_Work required_
Repeat the listing word for word. No pictures belong in the copy.

## Start

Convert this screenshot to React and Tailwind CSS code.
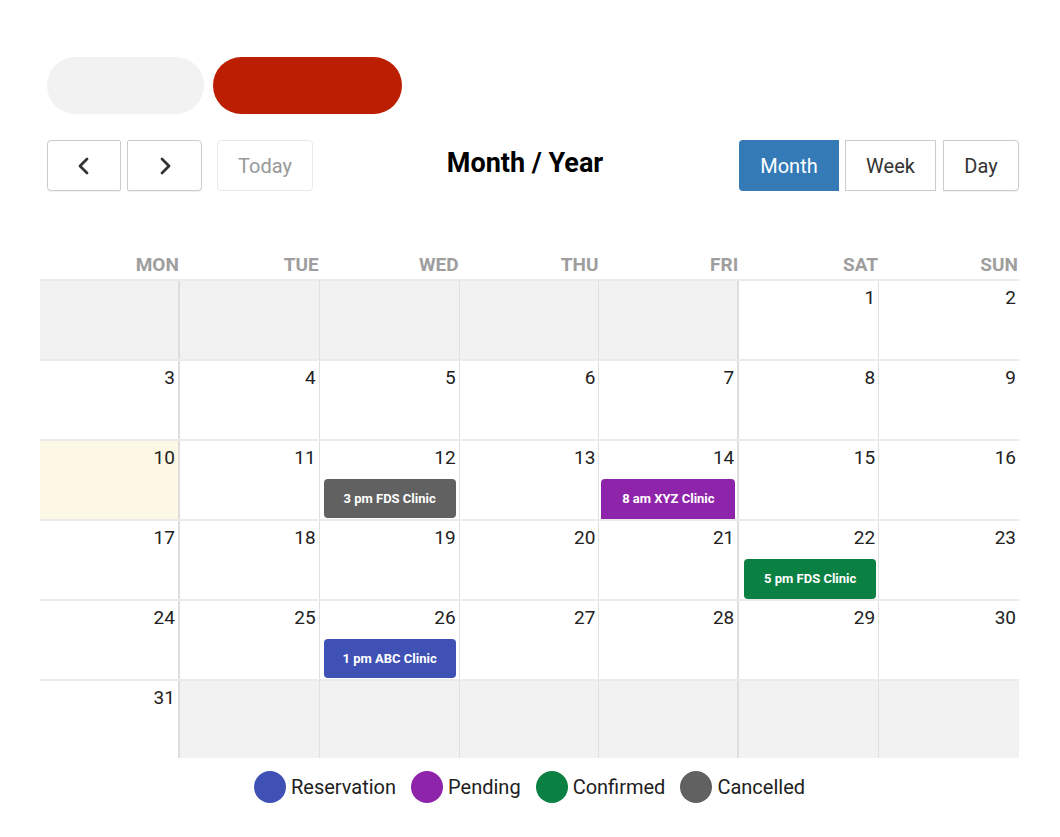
import React from "react";

const days = ["MON", "TUE", "WED", "THU", "FRI", "SAT", "SUN"];

const weeks = [
  [null, null, null, null, null, 1, 2],
  [3, 4, 5, 6, 7, 8, 9],
  [10, 11, 12, 13, 14, 15, 16],
  [17, 18, 19, 20, 21, 22, 23],
  [24, 25, 26, 27, 28, 29, 30],
  [31, null, null, null, null, null, null],
];

const events = {
  12: { label: "3 pm FDS Clinic", cls: "bg-[#616161] ml-[4px] mr-[3px] h-[39px] rounded-[4px]" },
  14: { label: "8 am XYZ Clinic", cls: "bg-[#8e24aa] ml-[2px] mr-[2px] h-[40px] rounded-t-[4px]" },
  22: { label: "5 pm FDS Clinic", cls: "bg-[#0b8043] ml-[5px] mr-[2px] h-[40px] rounded-[4px]" },
  26: { label: "1 pm ABC Clinic", cls: "bg-[#3f51b5] ml-[4px] mr-[3px] h-[39px] rounded-[4px]" },
};

function colBorder(i) {
  if (i === 0 || i === 4) return "border-r-2 border-r-[#dedede]";
  if (i === 6) return "";
  return "border-r border-r-[#e0e0e0]";
}

function Chevron({ dir }) {
  return (
    <svg width="24" height="24" viewBox="0 0 24 24" fill="none" stroke="#333" strokeWidth="2.8" strokeLinecap="round" strokeLinejoin="round">
      {dir === "left" ? <path d="M15 19l-7-7 7-7" /> : <path d="M9 19l7-7-7-7" />}
    </svg>
  );
}

export default function App() {
  return (
    <div className="w-[1060px] h-[837px] bg-white font-['Roboto','Liberation_Sans',sans-serif] text-[#212121]">
      <div className="pt-[57px] pl-[47px] flex gap-[9px]">
        <div className="w-[157px] h-[57px] rounded-full bg-[#f2f2f2]" />
        <div className="w-[189px] h-[57px] rounded-full bg-[#bb1e00]" />
      </div>

      <div className="mt-[26px] ml-[47px] mr-[41px] h-[51px] flex items-center justify-between">
        <div className="flex h-full">
          <button className="w-[74px] h-full flex items-center justify-center border border-[#cccccc] rounded-l-[4px] rounded-r-[2px] bg-white shadow-[0_1px_1px_rgba(0,0,0,0.06)]">
            <Chevron dir="left" />
          </button>
          <button className="ml-[6px] w-[75px] h-full flex items-center justify-center border border-[#cccccc] rounded-r-[4px] rounded-l-[2px] bg-white shadow-[0_1px_1px_rgba(0,0,0,0.06)]">
            <Chevron dir="right" />
          </button>
          <button className="ml-[15px] w-[96px] h-full flex items-center justify-center border border-[#e8e8e8] rounded-[4px] bg-white text-[20px] text-[#999999]">
            Today
          </button>
        </div>
        <div className="text-[27px] font-bold text-black leading-none -mt-[5px] ml-[-2px]">Month / Year</div>
        <div className="flex h-full">
          <button className="w-[100px] h-full flex items-center justify-center rounded-l-[4px] bg-[#337ab7] text-white text-[20px]">
            Month
          </button>
          <button className="ml-[6px] w-[91px] h-full flex items-center justify-center border border-[#cccccc] bg-white text-[20px] text-[#333]">
            Week
          </button>
          <button className="ml-[7px] w-[76px] h-full flex items-center justify-center border border-[#cccccc] rounded-r-[4px] bg-white text-[20px] text-[#333] shadow-[0_1px_1px_rgba(0,0,0,0.06)]">
            Day
          </button>
        </div>
      </div>

      <div className="mt-[59px] ml-[40px] w-[979px]">
        <div className="grid grid-cols-7 h-[29px]">
          {days.map((d) => (
            <div key={d} className="flex items-end justify-end pb-[3px] pr-[1px] text-[19px] leading-[22px] font-bold text-[#9e9e9e]">
              {d}
            </div>
          ))}
        </div>
        {weeks.map((week, wi) => (
          <div
            key={wi}
            className={"grid grid-cols-7 border-t-2 border-t-[#ebebeb] " + (wi < 5 ? "h-[80px]" : "h-[79px]")}
          >
            {week.map((n, i) => {
              const bg = n === null ? "bg-[#f2f2f2]" : n === 10 ? "bg-[#fcf8e3]" : "bg-white";
              const ev = n !== null ? events[n] : null;
              return (
                <div key={i} className={"flex flex-col overflow-hidden " + bg + " " + colBorder(i)}>
                  {n !== null && (
                    <div className="pt-[6px] pr-[3px] text-right text-[19px] leading-[22px] text-[#212121]">{n}</div>
                  )}
                  {ev && (
                    <div className={"mt-[10px] shrink-0 flex items-center justify-center text-white text-[13px] font-bold " + ev.cls}>
                      {ev.label}
                    </div>
                  )}
                </div>
              );
            })}
          </div>
        ))}
      </div>

      <div className="mt-[13px] ml-[40px] w-[979px] flex justify-center items-center text-[20px] text-[#212121]">
        {[
          ["Reservation", "bg-[#3f51b5]"],
          ["Pending", "bg-[#8e24aa]"],
          ["Confirmed", "bg-[#0b8043]"],
          ["Cancelled", "bg-[#616161]"],
        ].map(([label, c], i) => (
          <div key={label} className={"flex items-center " + (i > 0 ? "ml-[15px]" : "")}>
            <span className={"w-[32px] h-[32px] rounded-full " + c} />
            <span className="ml-[5px]">{label}</span>
          </div>
        ))}
      </div>
    </div>
  );
}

## End

_Result below_
Convert this screenshot to React and Tailwind CSS code.
import React from "react";

const days = ["MON", "TUE", "WED", "THU", "FRI", "SAT", "SUN"];

const weeks = [
  [null, null, null, null, null, 1, 2],
  [3, 4, 5, 6, 7, 8, 9],
  [10, 11, 12, 13, 14, 15, 16],
  [17, 18, 19, 20, 21, 22, 23],
  [24, 25, 26, 27, 28, 29, 30],
  [31, null, null, null, null, null, null],
];

const events = {
  12: { label: "3 pm FDS Clinic", cls: "bg-[#616161] ml-[4px] mr-[3px] h-[39px] rounded-[4px]" },
  14: { label: "8 am XYZ Clinic", cls: "bg-[#8e24aa] ml-[2px] mr-[2px] h-[40px] rounded-t-[4px]" },
  22: { label: "5 pm FDS Clinic", cls: "bg-[#0b8043] ml-[5px] mr-[2px] h-[40px] rounded-[4px]" },
  26: { label: "1 pm ABC Clinic", cls: "bg-[#3f51b5] ml-[4px] mr-[3px] h-[39px] rounded-[4px]" },
};

function colBorder(i) {
  if (i === 0 || i === 4) return "border-r-2 border-r-[#dedede]";
  if (i === 6) return "";
  return "border-r border-r-[#e0e0e0]";
}

function Chevron({ dir }) {
  return (
    <svg width="24" height="24" viewBox="0 0 24 24" fill="none" stroke="#333" strokeWidth="2.8" strokeLinecap="round" strokeLinejoin="round">
      {dir === "left" ? <path d="M15 19l-7-7 7-7" /> : <path d="M9 19l7-7-7-7" />}
    </svg>
  );
}

export default function App() {
  return (
    <div className="w-[1060px] h-[837px] bg-white font-['Roboto','Liberation_Sans',sans-serif] text-[#212121]">
      <div className="pt-[57px] pl-[47px] flex gap-[9px]">
        <div className="w-[157px] h-[57px] rounded-full bg-[#f2f2f2]" />
        <div className="w-[189px] h-[57px] rounded-full bg-[#bb1e00]" />
      </div>

      <div className="mt-[26px] ml-[47px] mr-[41px] h-[51px] flex items-center justify-between">
        <div className="flex h-full">
          <button className="w-[74px] h-full flex items-center justify-center border border-[#cccccc] rounded-l-[4px] rounded-r-[2px] bg-white shadow-[0_1px_1px_rgba(0,0,0,0.06)]">
            <Chevron dir="left" />
          </button>
          <button className="ml-[6px] w-[75px] h-full flex items-center justify-center border border-[#cccccc] rounded-r-[4px] rounded-l-[2px] bg-white shadow-[0_1px_1px_rgba(0,0,0,0.06)]">
            <Chevron dir="right" />
          </button>
          <button className="ml-[15px] w-[96px] h-full flex items-center justify-center border border-[#e8e8e8] rounded-[4px] bg-white text-[20px] text-[#999999]">
            Today
          </button>
        </div>
        <div className="text-[27px] font-bold text-black leading-none -mt-[5px] ml-[-2px]">Month / Year</div>
        <div className="flex h-full">
          <button className="w-[100px] h-full flex items-center justify-center rounded-l-[4px] bg-[#337ab7] text-white text-[20px]">
            Month
          </button>
          <button className="ml-[6px] w-[91px] h-full flex items-center justify-center border border-[#cccccc] bg-white text-[20px] text-[#333]">
            Week
          </button>
          <button className="ml-[7px] w-[76px] h-full flex items-center justify-center border border-[#cccccc] rounded-r-[4px] bg-white text-[20px] text-[#333] shadow-[0_1px_1px_rgba(0,0,0,0.06)]">
            Day
          </button>
        </div>
      </div>

      <div className="mt-[59px] ml-[40px] w-[979px]">
        <div className="grid grid-cols-7 h-[29px]">
          {days.map((d) => (
            <div key={d} className="flex items-end justify-end pb-[3px] pr-[1px] text-[19px] leading-[22px] font-bold text-[#9e9e9e]">
              {d}
            </div>
          ))}
        </div>
        {weeks.map((week, wi) => (
          <div
            key={wi}
            className={"grid grid-cols-7 border-t-2 border-t-[#ebebeb] " + (wi < 5 ? "h-[80px]" : "h-[79px]")}
          >
            {week.map((n, i) => {
              const bg = n === null ? "bg-[#f2f2f2]" : n === 10 ? "bg-[#fcf8e3]" : "bg-white";
              const ev = n !== null ? events[n] : null;
              return (
                <div key={i} className={"flex flex-col overflow-hidden " + bg + " " + colBorder(i)}>
                  {n !== null && (
                    <div className="pt-[6px] pr-[3px] text-right text-[19px] leading-[22px] text-[#212121]">{n}</div>
                  )}
                  {ev && (
                    <div className={"mt-[10px] shrink-0 flex items-center justify-center text-white text-[13px] font-bold " + ev.cls}>
                      {ev.label}
                    </div>
                  )}
                </div>
              );
            })}
          </div>
        ))}
      </div>

      <div className="mt-[13px] ml-[40px] w-[979px] flex justify-center items-center text-[20px] text-[#212121]">
        {[
          ["Reservation", "bg-[#3f51b5]"],
          ["Pending", "bg-[#8e24aa]"],
          ["Confirmed", "bg-[#0b8043]"],
          ["Cancelled", "bg-[#616161]"],
        ].map(([label, c], i) => (
          <div key={label} className={"flex items-center " + (i > 0 ? "ml-[15px]" : "")}>
            <span className={"w-[32px] h-[32px] rounded-full " + c} />
            <span className="ml-[5px]">{label}</span>
          </div>
        ))}
      </div>
    </div>
  );
}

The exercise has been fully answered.